Adaptive Agent Selection and Interaction Network for Image-to-point cloud Registration
Zhixin Cheng, Xiaotian Yin, Jiacheng Deng, Bohao Liao, Yujia Chen, Xu Zhou, Baoqun Yin, Tianzhu Zhang
TL;DR
This work tackles image-to-point cloud registration by addressing cross-modal noise through an Adaptive Agent Selection and Interaction Network (A2SI). It introduces a Phase Map Extractor and Iterative Agents Selection (IAS) with a Tri-Stage optimization to identify reliable cross-modal agents, followed by Reliable Agents Interaction (RAI) that performs agent-guided cross-modal fusion, replacing standard dense transformer attention. The approach achieves state-of-the-art results on RGB-D Scenes v2 and 7-Scenes, with substantial gains in registration recall and robust performance in challenging scenes. The contributions offer improved accuracy and robustness for cross-modal registration and demonstrate effective reductions in attention noise and computation via agent-guided aggregation.
Abstract
Typical detection-free methods for image-to-point cloud registration leverage transformer-based architectures to aggregate cross-modal features and establish correspondences.
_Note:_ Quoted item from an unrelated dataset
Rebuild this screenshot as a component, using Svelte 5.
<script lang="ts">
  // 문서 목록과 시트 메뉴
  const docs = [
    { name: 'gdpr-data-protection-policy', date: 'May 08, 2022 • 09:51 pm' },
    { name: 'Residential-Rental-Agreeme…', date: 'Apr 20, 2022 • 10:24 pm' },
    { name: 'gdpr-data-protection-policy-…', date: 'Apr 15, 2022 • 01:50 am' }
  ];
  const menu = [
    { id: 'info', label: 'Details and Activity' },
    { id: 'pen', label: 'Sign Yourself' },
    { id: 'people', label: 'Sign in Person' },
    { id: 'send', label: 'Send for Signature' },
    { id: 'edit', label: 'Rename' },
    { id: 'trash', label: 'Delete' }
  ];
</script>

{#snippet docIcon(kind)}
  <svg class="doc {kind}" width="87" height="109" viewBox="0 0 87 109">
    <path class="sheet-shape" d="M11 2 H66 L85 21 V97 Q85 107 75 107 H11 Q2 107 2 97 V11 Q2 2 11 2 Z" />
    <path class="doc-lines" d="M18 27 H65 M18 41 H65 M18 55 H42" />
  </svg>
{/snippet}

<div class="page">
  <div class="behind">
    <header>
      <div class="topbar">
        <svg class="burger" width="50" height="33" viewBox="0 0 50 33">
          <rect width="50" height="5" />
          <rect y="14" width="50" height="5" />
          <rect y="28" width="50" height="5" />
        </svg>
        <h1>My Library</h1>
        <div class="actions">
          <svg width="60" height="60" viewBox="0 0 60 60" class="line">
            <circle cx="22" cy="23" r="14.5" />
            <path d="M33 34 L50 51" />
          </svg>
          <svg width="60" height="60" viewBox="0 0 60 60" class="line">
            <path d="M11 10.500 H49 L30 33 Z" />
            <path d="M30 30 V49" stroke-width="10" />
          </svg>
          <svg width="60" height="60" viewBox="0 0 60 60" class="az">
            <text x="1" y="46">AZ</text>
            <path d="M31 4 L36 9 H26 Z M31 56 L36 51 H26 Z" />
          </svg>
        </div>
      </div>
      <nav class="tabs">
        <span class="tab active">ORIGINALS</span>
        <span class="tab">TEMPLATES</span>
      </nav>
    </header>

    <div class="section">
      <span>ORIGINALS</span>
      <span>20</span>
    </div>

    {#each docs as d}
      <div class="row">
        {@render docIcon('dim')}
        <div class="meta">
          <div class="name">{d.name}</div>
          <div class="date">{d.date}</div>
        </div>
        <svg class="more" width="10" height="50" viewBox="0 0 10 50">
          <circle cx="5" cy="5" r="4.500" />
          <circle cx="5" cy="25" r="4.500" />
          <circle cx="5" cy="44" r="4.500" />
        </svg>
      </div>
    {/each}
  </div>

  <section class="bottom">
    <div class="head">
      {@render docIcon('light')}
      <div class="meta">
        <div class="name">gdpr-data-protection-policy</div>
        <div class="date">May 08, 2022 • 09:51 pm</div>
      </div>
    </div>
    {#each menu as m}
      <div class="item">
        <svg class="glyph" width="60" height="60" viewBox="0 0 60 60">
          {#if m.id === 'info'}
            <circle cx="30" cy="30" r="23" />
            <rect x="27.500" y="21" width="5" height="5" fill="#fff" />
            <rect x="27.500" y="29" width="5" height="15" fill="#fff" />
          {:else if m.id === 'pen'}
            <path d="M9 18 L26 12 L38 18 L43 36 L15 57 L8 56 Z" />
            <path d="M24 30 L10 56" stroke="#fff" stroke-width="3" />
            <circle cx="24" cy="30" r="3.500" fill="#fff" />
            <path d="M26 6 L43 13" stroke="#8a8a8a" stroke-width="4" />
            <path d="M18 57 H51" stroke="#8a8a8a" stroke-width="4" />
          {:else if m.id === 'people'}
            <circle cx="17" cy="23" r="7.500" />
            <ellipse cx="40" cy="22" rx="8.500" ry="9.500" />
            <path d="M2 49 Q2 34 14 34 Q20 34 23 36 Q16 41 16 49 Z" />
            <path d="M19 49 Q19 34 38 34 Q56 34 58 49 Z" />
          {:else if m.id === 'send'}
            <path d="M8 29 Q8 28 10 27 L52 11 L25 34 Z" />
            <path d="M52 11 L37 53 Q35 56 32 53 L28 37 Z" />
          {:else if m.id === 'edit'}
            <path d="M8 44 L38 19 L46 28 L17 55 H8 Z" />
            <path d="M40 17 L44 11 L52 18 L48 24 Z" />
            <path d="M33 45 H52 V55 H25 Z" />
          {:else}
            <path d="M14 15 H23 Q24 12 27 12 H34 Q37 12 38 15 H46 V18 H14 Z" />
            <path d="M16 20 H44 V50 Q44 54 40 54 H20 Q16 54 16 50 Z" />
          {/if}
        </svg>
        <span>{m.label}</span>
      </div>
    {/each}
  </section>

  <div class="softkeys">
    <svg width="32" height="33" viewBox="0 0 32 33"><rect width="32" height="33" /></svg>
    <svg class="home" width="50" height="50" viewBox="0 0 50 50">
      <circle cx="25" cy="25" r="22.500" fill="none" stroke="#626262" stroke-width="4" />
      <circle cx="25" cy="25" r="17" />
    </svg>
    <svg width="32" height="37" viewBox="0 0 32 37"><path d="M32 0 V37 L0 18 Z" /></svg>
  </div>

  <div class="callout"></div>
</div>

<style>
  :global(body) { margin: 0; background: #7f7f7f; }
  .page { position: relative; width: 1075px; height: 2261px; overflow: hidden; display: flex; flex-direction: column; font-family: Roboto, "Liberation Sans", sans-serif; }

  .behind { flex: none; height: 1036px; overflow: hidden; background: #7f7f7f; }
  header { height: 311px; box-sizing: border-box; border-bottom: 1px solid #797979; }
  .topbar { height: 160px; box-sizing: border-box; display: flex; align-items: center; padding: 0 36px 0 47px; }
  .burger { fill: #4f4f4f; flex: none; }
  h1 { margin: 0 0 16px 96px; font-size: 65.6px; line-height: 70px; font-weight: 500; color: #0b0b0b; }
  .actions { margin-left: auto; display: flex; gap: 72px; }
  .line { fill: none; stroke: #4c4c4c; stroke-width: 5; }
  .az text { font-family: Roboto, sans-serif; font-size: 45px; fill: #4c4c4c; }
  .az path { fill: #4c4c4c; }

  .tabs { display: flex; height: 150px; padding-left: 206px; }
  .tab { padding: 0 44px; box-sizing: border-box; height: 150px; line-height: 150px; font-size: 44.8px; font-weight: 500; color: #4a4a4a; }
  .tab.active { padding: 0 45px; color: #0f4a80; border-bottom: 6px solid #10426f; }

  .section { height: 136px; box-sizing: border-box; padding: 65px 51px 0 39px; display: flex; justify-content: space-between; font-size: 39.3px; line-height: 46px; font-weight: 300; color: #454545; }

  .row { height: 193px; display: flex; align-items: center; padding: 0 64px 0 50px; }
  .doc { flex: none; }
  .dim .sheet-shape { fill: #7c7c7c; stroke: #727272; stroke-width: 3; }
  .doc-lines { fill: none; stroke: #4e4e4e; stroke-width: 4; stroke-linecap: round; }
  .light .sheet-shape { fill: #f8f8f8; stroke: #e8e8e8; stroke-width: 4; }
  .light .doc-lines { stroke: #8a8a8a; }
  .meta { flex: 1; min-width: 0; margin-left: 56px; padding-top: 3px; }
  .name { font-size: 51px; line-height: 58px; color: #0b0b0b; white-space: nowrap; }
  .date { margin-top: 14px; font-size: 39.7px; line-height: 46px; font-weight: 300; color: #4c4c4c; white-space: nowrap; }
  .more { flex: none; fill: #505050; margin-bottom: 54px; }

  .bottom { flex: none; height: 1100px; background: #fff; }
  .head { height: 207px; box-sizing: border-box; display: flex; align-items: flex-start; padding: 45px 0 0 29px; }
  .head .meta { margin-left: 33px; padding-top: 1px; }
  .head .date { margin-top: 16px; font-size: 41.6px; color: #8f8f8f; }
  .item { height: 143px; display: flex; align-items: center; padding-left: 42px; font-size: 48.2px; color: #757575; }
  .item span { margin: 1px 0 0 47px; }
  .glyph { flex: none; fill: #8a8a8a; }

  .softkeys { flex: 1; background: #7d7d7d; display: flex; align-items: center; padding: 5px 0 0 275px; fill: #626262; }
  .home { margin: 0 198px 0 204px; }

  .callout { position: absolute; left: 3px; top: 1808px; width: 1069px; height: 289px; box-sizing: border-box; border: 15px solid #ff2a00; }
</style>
However, they often struggle under challenging conditions, where noise disrupts similarity computation and leads to incorrect correspondences. Moreover, without dedicated designs, it remains difficult to effectively select informative and correlated representations across modalities, thereby limiting the robustness and accuracy of registration. To address these challenges, we propose a novel cross-modal registration framework composed of two key modules: the Iterative Agents Selection (IAS) module and the Reliable Agents Interaction (RAI) module. IAS enhances structural feature awareness with phase maps and employs reinforcement learning principles to efficiently select reliable agents. RAI then leverages these selected agents to guide cross-modal interactions, effectively reducing mismatches and improving overall robustness. Extensive experiments on the RGB-D Scenes v2 and 7-Scenes benchmarks demonstrate that our method consistently achieves state-of-the-art performance.